Each is a very versatile wear, that can serve as a daily cologne, for many guys. No clear winner here.

Edge: Push


Overall Scent

Ultra Blue isn’t a bad smelling cologne. Actually, I quite enjoy the aroma. The lemon, the saltiness, swimming in amber with just a hint of sage and basil sitting underneath. It’s nice. The sillage is just bad and it offers no real advantage over either Polo Blue EDT or EDP.

I’m not even that much of a fan of the original Polo Blue EDT because I find it to be pretty boring. It does smell good and has nice performance, which versus Ultra Blue, that’s all that you really need.

Polo Blue EDT is the winner here, but I’d take the EDP over either of these.
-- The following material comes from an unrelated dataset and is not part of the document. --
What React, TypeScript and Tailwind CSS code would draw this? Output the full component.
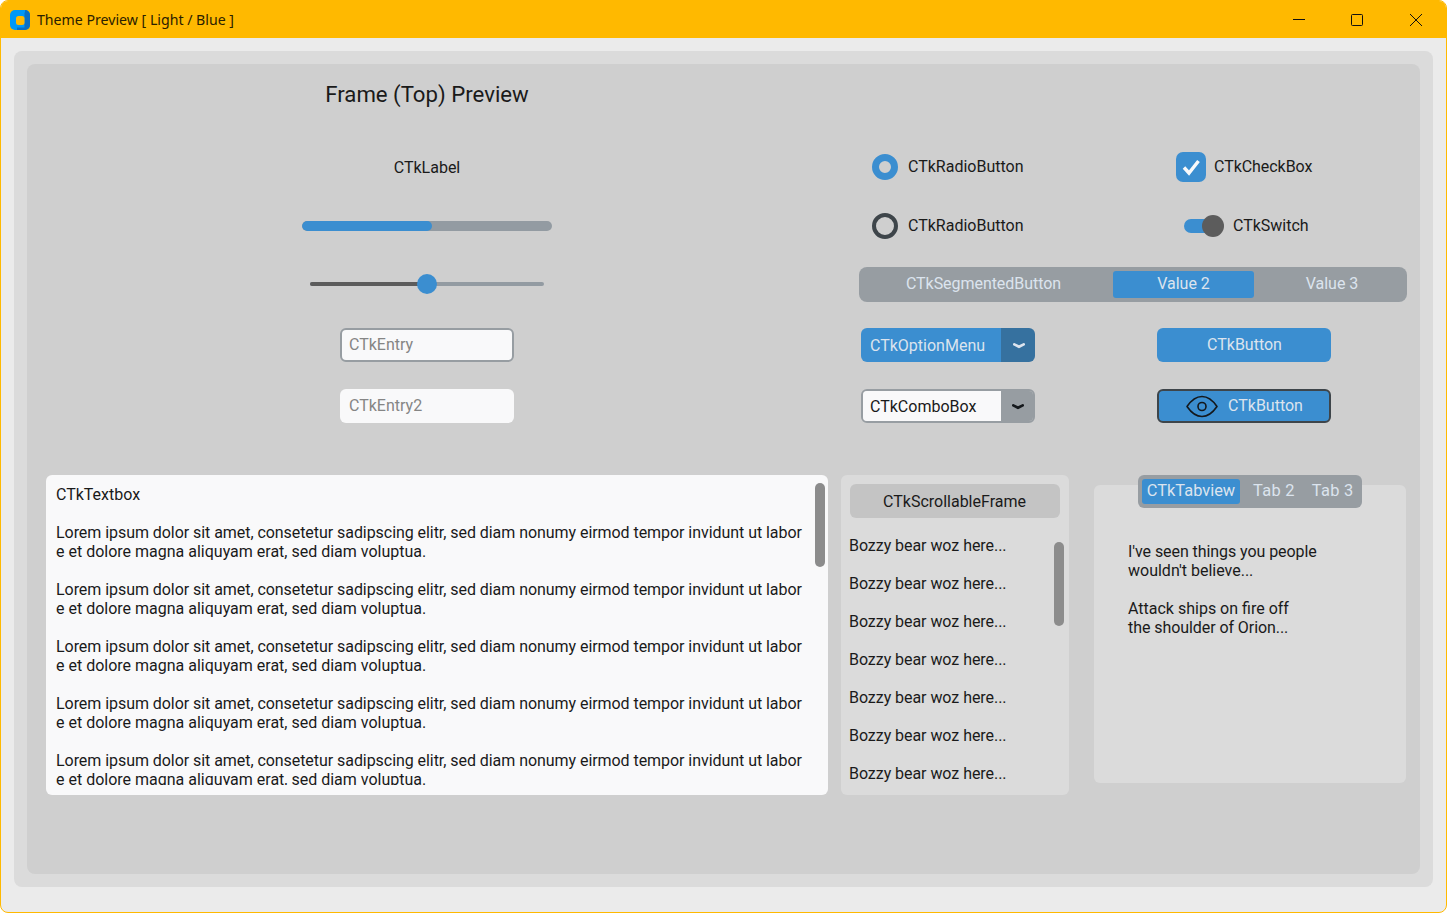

Actually, if you were leaning towards Ultra Blue, the newer Deep Blue is closer to that but with better performance. Much more oceanic and with a nice mango note.

I think nowadays, my number one and two from this line would be Blue EDP or Deep Blue. Really depending on the day, which would take that first spot. EDT is fine and can be an easy to wear scent, but it pretty easily takes the win here.